A good instrument does not just present information. It does it in a way that can be read quickly and without much thought. Shape, movement, contrast, detents, indicator lamps, and physical spacing all matter. These are not decorations. They are part of how the equipment communicates.

That is why so many vintage parts still feel satisfying in the hand. The controls have weight. The labels are clear. The response is immediate. Even before anything is powered, the equipment already tells you something about how it is supposed to be used.

We talk a lot now about user experience, but aviation hardware had to solve many of those same problems decades ago, often with much tighter constraints.

More than nostalgia

It would be easy to say that the attraction is only nostalgia, but I do not think that is quite right.

Of course there is history in these parts. They came from real aircraft, real workshops, and real engineering decisions. That matters. But what makes them interesting today is not only where they came from. It is also what they can still become.

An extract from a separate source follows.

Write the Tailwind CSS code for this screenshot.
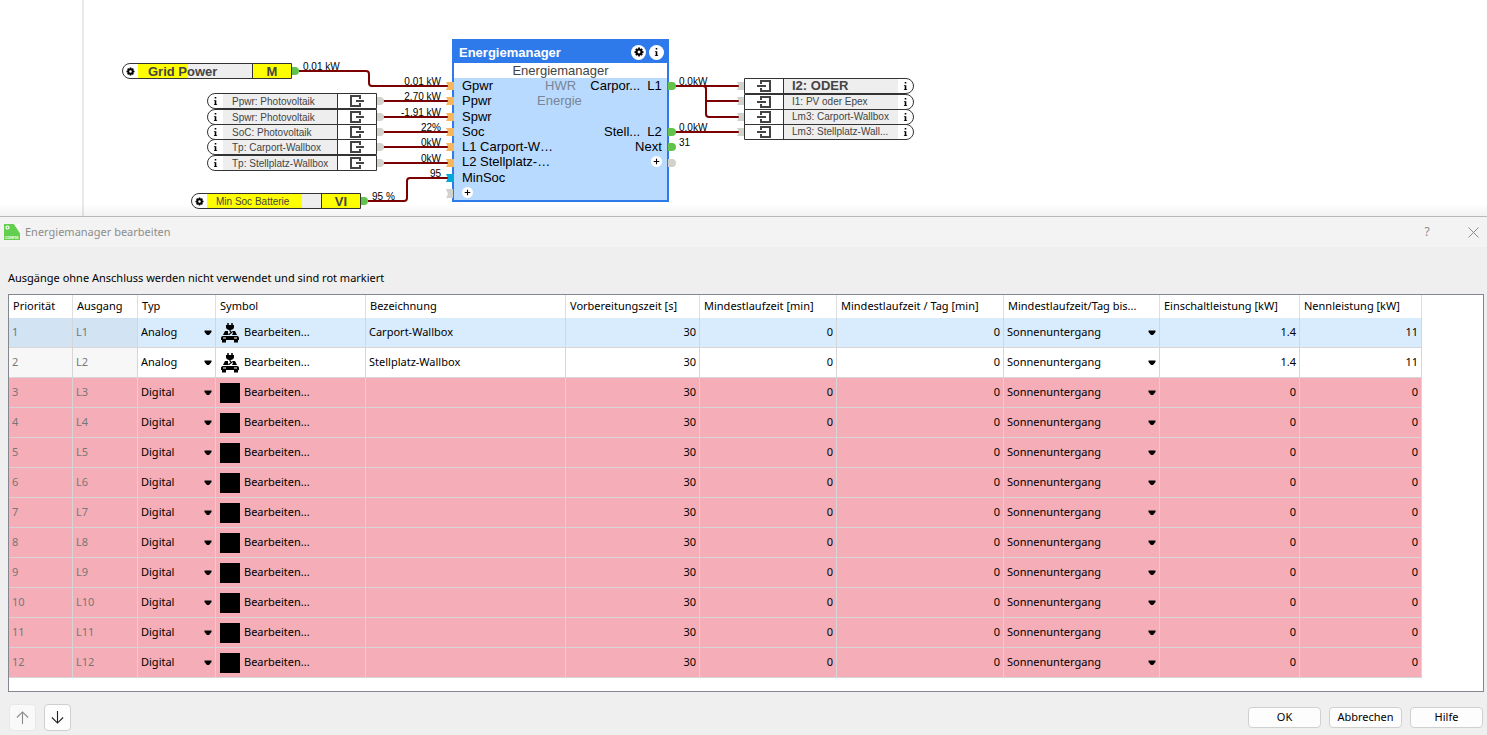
<!doctype html>
<html lang="de">
  <head>
    <meta charset="UTF-8" />
    <meta name="viewport" content="width=device-width, initial-scale=1.0" />
    <title>Energiemanager bearbeiten</title>
    <script src="https://cdn.jsdelivr.net/npm/@tailwindcss/browser@4"></script>
  </head>

  <body class="flex min-h-screen flex-col bg-white font-['Noto_Sans',sans-serif] text-[11px] text-black">
    <!-- shared icons -->
    <svg class="hidden">
      <symbol id="gear" viewBox="0 0 16 16">
        <circle cx="8" cy="8" r="4" fill="none" stroke="currentColor" stroke-width="3.4" />
        <path d="M8 .8v3M8 12.2v3M.8 8h3M12.2 8h3M2.9 2.9l2 2M11.1 11.1l2 2M2.9 13.1l2-2M11.1 4.9l2-2" stroke="currentColor" stroke-width="2.8" />
      </symbol>
      <symbol id="info" viewBox="0 0 8 10">
        <path d="M3 0h2v2H3zM2 4h3v5h1v1H2V9h1V5H2z" fill="currentColor" />
      </symbol>
      <symbol id="out" viewBox="0 0 14 12">
        <path d="M10 4V1H1v10h9V8M6 6h8" fill="none" stroke="currentColor" stroke-width="2" />
      </symbol>
      <symbol id="in" viewBox="0 0 14 12">
        <path d="M4 4V1h9v10H4V8M0 6h9" fill="none" stroke="currentColor" stroke-width="2" />
      </symbol>
      <symbol id="plus" viewBox="0 0 12 12">
        <circle cx="6" cy="6" r="6" fill="#fff" />
        <path d="M6 3v6M3 6h6" stroke="#000" stroke-width="1.2" />
      </symbol>
      <symbol id="wallbox" viewBox="0 0 20 20">
        <path d="M8 0v3M12 0v3" stroke="#000" stroke-width="1.5" />
        <path d="M6 2h8v2c0 1.5-1 2.500-3 3H9c-2-.5-3-1.500-3-3z" />
        <path d="M10 6v2l1.500 1.500L9 11.500" fill="none" stroke="#000" stroke-width="1.2" />
        <path d="M5 8h3v2l1 2h3l1-2-1-2h3l2 4H3z" />
        <path d="M3 13h14c1.500.3 2 1 2 2v2H1v-2c0-1 .5-1.700 2-2z" />
        <path d="M2 16h4v3.500H2zM14 16h4v3.500h-4z" />
        <path d="M3 15h3M14 15h3" stroke="#fff" />
      </symbol>
      <symbol id="arrow" viewBox="0 0 8 6">
        <path d="M.5 .5h7V2L5 5H3L.5 2z" />
      </symbol>
    </svg>

    <!-- programming canvas -->
    <main class="relative h-[216px] shrink-0 overflow-hidden font-['Liberation_Sans',Arial,sans-serif] text-[10px] leading-3 text-[#444]">
      <div class="absolute inset-y-0 left-[82px] w-0.5 bg-[#e9e9e9]"></div>

      <!-- wire labels -->
      <div class="text-black">
        <span class="absolute top-[61px] left-[303px]">0.01 kW</span>
        <span class="absolute top-[76px] left-[391px] w-[50px] text-right">0.01 kW</span>
        <span class="absolute top-[91px] left-[391px] w-[50px] text-right">2.70 kW</span>
        <span class="absolute top-[107px] left-[391px] w-[50px] text-right">-1.91 kW</span>
        <span class="absolute top-[122px] left-[391px] w-[50px] text-right">22%</span>
        <span class="absolute top-[137px] left-[391px] w-[50px] text-right">0kW</span>
        <span class="absolute top-[153px] left-[391px] w-[50px] text-right">0kW</span>
        <span class="absolute top-[168px] left-[391px] w-[50px] text-right">95</span>
        <span class="absolute top-[191px] left-[372px]">95 %</span>
        <span class="absolute top-[76px] left-[679px]">0.0kW</span>
        <span class="absolute top-[122px] left-[679px]">0.0kW</span>
        <span class="absolute top-[137px] left-[679px]">31</span>
      </div>

      <!-- Grid Power -->
      <div class="absolute top-[63px] left-[122px] flex h-4 w-[170px] overflow-hidden rounded-l-full border border-[#333] bg-white text-[13px] leading-4 font-bold">
        <svg class="mx-[3px] mt-[3px] size-[9px] text-black"><use href="#gear" /></svg>
        <span class="flex-1 bg-linear-to-r from-[#ff0] from-[50px] to-[#eee] to-[50px] pl-[10px] whitespace-nowrap">Grid Power</span>
        <span class="w-[39px] border-l border-[#333] bg-[#ff0] text-center">M</span>
      </div>

      <!-- Min Soc Batterie -->
      <div class="absolute top-[193px] left-[191px] flex h-4 w-[170px] overflow-hidden rounded-l-full border border-[#333] bg-white leading-4">
        <svg class="mx-[3px] mt-[3px] size-[9px] text-black"><use href="#gear" /></svg>
        <span class="flex-1 bg-linear-to-r from-[#ff0] from-[95px] to-[#eee] to-[95px] pl-[9px] whitespace-nowrap">Min Soc Batterie</span>
        <span class="w-[39px] border-l border-[#333] bg-[#ff0] text-center text-[13px] font-bold">VI</span>
      </div>

      <!-- references on both sides of the block, filled in below -->
      <div id="sources"></div>
      <div id="targets"></div>

      <!-- Energiemanager block -->
      <section class="absolute top-[39px] left-[452px] flex h-[163px] w-[217px] flex-col border-2 border-[#2f7aea] bg-[#b8daff] text-[13px] leading-[15px] text-black">
        <header class="flex h-[22px] items-center gap-[3px] bg-[#2f7aea] pr-[3px] pl-[5px] text-white">
          <h1 class="flex-1 font-bold">Energiemanager</h1>
          <span class="flex size-[15px] items-center justify-center rounded-full bg-white text-black">
            <svg class="size-[10px]"><use href="#gear" /></svg>
          </span>
          <span class="flex size-[15px] items-center justify-center rounded-full bg-white text-black">
            <svg class="h-2 w-[7px]"><use href="#info" /></svg>
          </span>
        </header>
        <p class="bg-white text-center text-[#444]">Energiemanager</p>
        <div class="grid flex-1 grid-cols-[75px_1fr_80px] grid-rows-8 items-center pr-[10px] pl-2 whitespace-nowrap">
          <span>Gpwr</span><span class="pl-2 text-[#7b8594]">HWR</span><span class="text-right">Carpor...&nbsp; L1</span>
          <span>Ppwr</span><span class="text-[#7b8594]">Energie</span><span></span>
          <span class="col-span-3">Spwr</span>
          <span>Soc</span><span></span><span class="text-right">Stell...&nbsp; L2</span>
          <span>L1 Carport-W…</span><span></span><span class="text-right">Next</span>
          <span>L2 Stellplatz-…</span><span></span><svg class="size-[11px] justify-self-end"><use href="#plus" /></svg>
          <span class="col-span-3">MinSoc</span>
          <svg class="size-[11px]"><use href="#plus" /></svg>
        </div>
      </section>

      <!-- wires and ports -->
      <svg class="absolute inset-0 h-full w-full">
        <g fill="none" stroke="#7d0000" stroke-width="2">
          <path d="M299 71H366q3 0 3 3V83q0 3 3 3H448M383 101H448M383 117H448M383 132H448M383 147H448M383 163H448" />
          <path d="M368 201H404q3 0 3-3V181q0-3 3-3H448" />
          <path d="M675 86H740M675 132H740M703 86q3 0 3 3V101H740M706 101V114q0 3 3 3H740" />
        </g>
        <g fill="#f9b55c">
          <path d="M446 82h8v8h-8l2-4zM446 97h8v8h-8l2-4zM446 113h8v8h-8l2-4zM446 128h8v8h-8l2-4zM446 143h8v8h-8l2-4zM446 159h8v8h-8l2-4z" />
        </g>
        <path fill="#00a8dc" d="M446 174h8v8h-8l2-4z" />
        <g fill="#d2d2cc">
          <path d="M446 189h7v9h-7l2-4z" />
          <path d="M737 82h7v8h-7l2-4zM737 97h7v8h-7l2-4zM737 113h7v8h-7l2-4zM737 128h7v8h-7l2-4z" />
          <path d="M377 97h3a4 4 0 0 1 0 8h-3zM377 113h3a4 4 0 0 1 0 8h-3zM377 128h3a4 4 0 0 1 0 8h-3zM377 143h3a4 4 0 0 1 0 8h-3zM377 159h3a4 4 0 0 1 0 8h-3zM668 159h4a4 4 0 0 1 0 8h-4z" />
        </g>
        <g fill="#62c34c">
          <path d="M292 67h3a4 4 0 0 1 0 8h-3zM361 197h3a4 4 0 0 1 0 8h-3z" />
          <path d="M668 82h4a4 4 0 0 1 0 8h-4zM668 128h4a4 4 0 0 1 0 8h-4zM668 143h4a4 4 0 0 1 0 8h-4z" />
        </g>
      </svg>
      <div class="absolute inset-x-0 bottom-0 h-3 bg-linear-to-b from-transparent to-black/5"></div>
    </main>

    <!-- dialog -->
    <div role="dialog" aria-labelledby="dialog-title" class="flex flex-1 flex-col border-t border-[#b8b8b8] bg-[#efefef]">
      <div class="flex h-[30px] items-center bg-[#f3f3f3] pl-1 text-[#8c8c8c]">
        <svg class="size-4" viewBox="0 0 16 16">
          <path d="M0 0h10l6 9v7H0z" fill="#62d04e" />
          <path d="M10 0h6v9z" fill="#f9fbf9" />
          <circle cx="3.5" cy="3.5" r="1.5" fill="none" stroke="#fff" stroke-width="1.2" />
          <text x="1" y="15" fill="#fff" font-size="3.5" font-weight="bold">CONFIG</text>
        </svg>
        <h2 id="dialog-title" class="flex-1 pl-[5px]">Energiemanager bearbeiten</h2>
        <button class="w-16 text-xs" aria-label="Hilfe anzeigen">?</button>
        <button class="flex w-7 justify-center" aria-label="Schließen">
          <svg class="size-[11px]" viewBox="0 0 11 11"><path d="M.5 .5l10 10M10.5 .5l-10 10" stroke="currentColor" /></svg>
        </button>
      </div>

      <p class="mt-[23px] mb-[9px] pl-2 leading-[15px]">Ausgänge ohne Anschluss werden nicht verwendet und sind rot markiert</p>

      <div class="mr-[3px] ml-2 flex-1 border border-[#828790] bg-white">
        <table class="w-[1413px] table-fixed border-separate border-spacing-0 text-left">
          <colgroup>
            <col class="w-16" />
            <col class="w-[65px]" />
            <col class="w-[78px]" />
            <col class="w-[150px]" />
            <col class="w-[200px]" />
            <col class="w-[134px]" />
            <col class="w-[137px]" />
            <col class="w-[167px]" />
            <col class="w-[156px]" />
            <col class="w-[140px]" />
            <col class="w-[122px]" />
          </colgroup>
          <thead>
            <tr class="h-[23px] whitespace-nowrap *:border-r *:border-[#dedede] *:pl-1 *:font-normal">
              <th>Priorität</th>
              <th>Ausgang</th>
              <th>Typ</th>
              <th>Symbol</th>
              <th>Bezeichnung</th>
              <th>Vorbereitungszeit [s]</th>
              <th>Mindestlaufzeit [min]</th>
              <th>Mindestlaufzeit / Tag [min]</th>
              <th>Mindestlaufzeit/Tag bis...</th>
              <th>Einschaltleistung [kW]</th>
              <th>Nennleistung [kW]</th>
            </tr>
          </thead>
          <tbody id="rows"></tbody>
        </table>
      </div>

      <div class="flex h-[43px] items-center pt-2 pr-1 pl-[9px]">
        <button disabled aria-label="Nach oben" class="mr-2 flex size-[27px] items-center justify-center rounded border border-[#e8e8e8] bg-[#f9f9f9] text-[#8a8a8a]">
          <svg class="size-[13px]" viewBox="0 0 14 14"><path d="M7 14V1M1 7l6-6 6 6" fill="none" stroke="currentColor" stroke-width="1.2" /></svg>
        </button>
        <button aria-label="Nach unten" class="flex size-[27px] items-center justify-center rounded border border-[#cfcfcf] bg-[#fdfdfd] text-[#222]">
          <svg class="size-[13px]" viewBox="0 0 14 14"><path d="M7 0V13M1 7l6 6 6-6" fill="none" stroke="currentColor" stroke-width="1.2" /></svg>
        </button>
        <div class="ml-auto flex gap-2">
          <button class="h-[21px] w-[73px] rounded border border-[#d0d0d0] bg-[#fdfdfd]">OK</button>
          <button class="h-[21px] w-[73px] rounded border border-[#d0d0d0] bg-[#fdfdfd]">Abbrechen</button>
          <button class="h-[21px] w-[73px] rounded border border-[#d0d0d0] bg-[#fdfdfd]">Hilfe</button>
        </div>
      </div>
    </div>

    <script>
      const sources = [
        [93, "Ppwr: Photovoltaik"],
        [109, "Spwr: Photovoltaik"],
        [124, "SoC: Photovoltaik"],
        [139, "Tp: Carport-Wallbox"],
        [155, "Tp: Stellplatz-Wallbox"],
      ];
      document.getElementById("sources").innerHTML = sources
        .map(
          ([top, name]) => `
        <div class="absolute left-[207px] flex h-4 w-[170px] overflow-hidden rounded-l-full border border-[#333] bg-white leading-4" style="top: ${top}px">
          <svg class="mx-1 mt-[3px] h-2 w-[7px] text-black"><use href="#info" /></svg>
          <span class="flex-1 bg-[#eee] pl-[9px] whitespace-nowrap">${name}</span>
          <span class="flex w-[39px] items-center justify-center border-l border-[#333]"><svg class="h-3 w-[14px]"><use href="#out" /></svg></span>
        </div>`,
        )
        .join("");

      const targets = [
        [78, "I2: ODER", "text-[13px] font-bold"],
        [94, "I1: PV oder Epex", ""],
        [109, "Lm3: Carport-Wallbox", ""],
        [124, "Lm3: Stellplatz-Wall...", ""],
      ];
      document.getElementById("targets").innerHTML = targets
        .map(
          ([top, name, style]) => `
        <div class="absolute left-[744px] flex h-4 w-[170px] overflow-hidden rounded-r-full border border-[#333] bg-white leading-[14px]" style="top: ${top}px">
          <span class="flex w-[39px] items-center justify-center border-r border-[#333]"><svg class="h-3 w-[14px]"><use href="#in" /></svg></span>
          <span class="flex-1 bg-[#eee] pl-2 whitespace-nowrap ${style}">${name}</span>
          <svg class="mx-1 mt-[3px] h-2 w-[7px] text-black"><use href="#info" /></svg>
        </div>`,
        )
        .join("");

      const names = ["Carport-Wallbox", "Stellplatz-Wallbox"];
      let rows = "";
      for (let i = 1; i <= 12; i++) {
        const used = i <= 2;
        const rowColor = i === 1 ? "bg-[#d9ecfd]" : used ? "bg-white" : "bg-[#f5aeb7]";
        const lockedColor = i === 1 ? "bg-[#d2e4f4]" : used ? "bg-[#f7f7f7]" : "";
        const icon = used
          ? '<svg class="size-5"><use href="#wallbox" /></svg>'
          : '<span class="size-5 bg-black"></span>';
        rows += `
        <tr class="h-[30px] ${rowColor} *:border-r *:border-b *:border-[#d8d5d7]">
          <td class="pl-[3px] text-[#777] ${lockedColor}">${i}</td>
          <td class="pl-[3px] text-[#777] ${lockedColor}">L${i}</td>
          <td class="pr-[3px] pl-[3px]">
            <div class="flex items-center">
              <select aria-label="Typ L${i}" class="min-w-0 flex-1 appearance-none">
                <option>${used ? "Analog" : "Digital"}</option>
              </select>
              <svg class="h-1.5 w-2"><use href="#arrow" /></svg>
            </div>
          </td>
          <td class="pl-1"><button class="flex items-center gap-1">${icon}Bearbeiten...</button></td>
          <td class="pl-[3px]">${names[i - 1] || ""}</td>
          <td class="pr-[3px] text-right">30</td>
          <td class="pr-[3px] text-right">0</td>
          <td class="pr-[3px] text-right">0</td>
          <td class="pr-[3px] pl-[3px]">
            <div class="flex items-center">
              <select aria-label="Mindestlaufzeit bis L${i}" class="min-w-0 flex-1 appearance-none">
                <option>Sonnenuntergang</option>
              </select>
              <svg class="h-1.5 w-2"><use href="#arrow" /></svg>
            </div>
          </td>
          <td class="pr-[3px] text-right">${used ? "1.4" : "0"}</td>
          <td class="pr-[3px] text-right">${used ? "11" : "0"}</td>
        </tr>`;
      }
      document.getElementById("rows").innerHTML = rows;
    </script>
  </body>
</html>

A lot of old avionics are no longer useful in their original role. The aircraft may be gone. The supporting systems may be missing. The connectors may be obscure, and the signals may belong to another era entirely. On their own, many units are difficult to do much with.

But add a modern embedded system, and the situation changes.

A small microcontroller can read switches, drive lamps, generate signals, control motors, translate voltages, and talk to modern software. Suddenly an old instrument that had been silent for years can move again, respond again, and become part of a new system.

That is where things get really interesting.

Giving old hardware a second life

The goal is not always full restoration in the museum sense. Sometimes it is, and that has its own value. But there is another kind of work that is equally appealing: keeping the original front end, the original feel, and as much of the original behavior as possible, while using modern electronics behind the scenes to make it useful again.

A classic indicator can be connected to a flight simulator. A control head can drive a modern radio project. An old gauge can display live data from sensors or software. A whole panel can become an educational tool that shows how aviation systems once worked, while still being interactive enough to hold attention.

The best projects do not erase the original object. They work with it.

That often means spending time understanding how the unit was meant to function before trying to modify it. What voltages did it expect? What kind of signal drove it? Which parts are worth preserving untouched? Is it better to build an external adapter rather than alter the unit itself?

Those questions are part of the fun. Old avionics do not usually hand over all their secrets immediately.

Embedded systems as a bridge

Modern embedded electronics are especially well suited to this kind of work because they can act as translators between two very different generations of technology.

Older equipment may expect analogue voltages, switched grounds, synchros, resolvers, lamp circuits, or dedicated companion units that are no longer easy to find. A modern microcontroller can sit in the middle and make sense of both sides. It can accept data from a computer or sensor, convert it into something the vintage hardware understands, and then respond to inputs from the old controls in return.

In practice, these systems usually do a few jobs at once.

They provide safe power conversion. They translate old electrical signals into modern ones. They imitate missing parts of the original system where necessary. And they open a path to USB, serial, networked software, or simulation environments that the original designers could never have planned for.

That is the part I find most appealing. The old hardware keeps its physical character, but it is no longer trapped in the past.

Why it is worth doing

There is a lot to learn from this kind of work.

A project like this rarely stays in one discipline. You may start with a switch or an indicator, then find yourself reading old manuals, tracing circuits, designing level shifting, writing firmware, and thinking about how a human being is supposed to interact with the finished result. It is electronics, software, mechanical design, and a little bit of archaeology all at once.

It also teaches respect for the original engineers. Many of these devices look simple on the outside because a great deal of thought went into making them simple to use. That is not the same as being simple to design.

There is also something satisfying about reuse. A well-made instrument does not become worthless just because its first job is over. If it can be preserved, understood, and made active again, that is often far more interesting than letting it sit as a dead object on a shelf.

The moment it comes back to life

Anyone who has worked on old equipment knows the feeling.

You apply power carefully. A lamp comes on. A pointer wakes up. A flag disappears from view. Something that had been inert for years suddenly behaves like a machine again.

That moment is hard to explain if you have not experienced it, but it is a large part of why people keep doing this work. It is not only about collecting old parts. It is about reconnecting them with function.

Vintage avionics remind us that technology can be physical, legible, and full of character. Modern embedded systems give us a way to preserve those qualities while making the equipment useful again in a completely different context.

That combination of old and new is what makes the field so appealing. Not because the past was better, and not because the present has all the answers, but because each has something the other lacks.

Old avionics give us form, tactility, and history.

Modern embedded systems give them another life.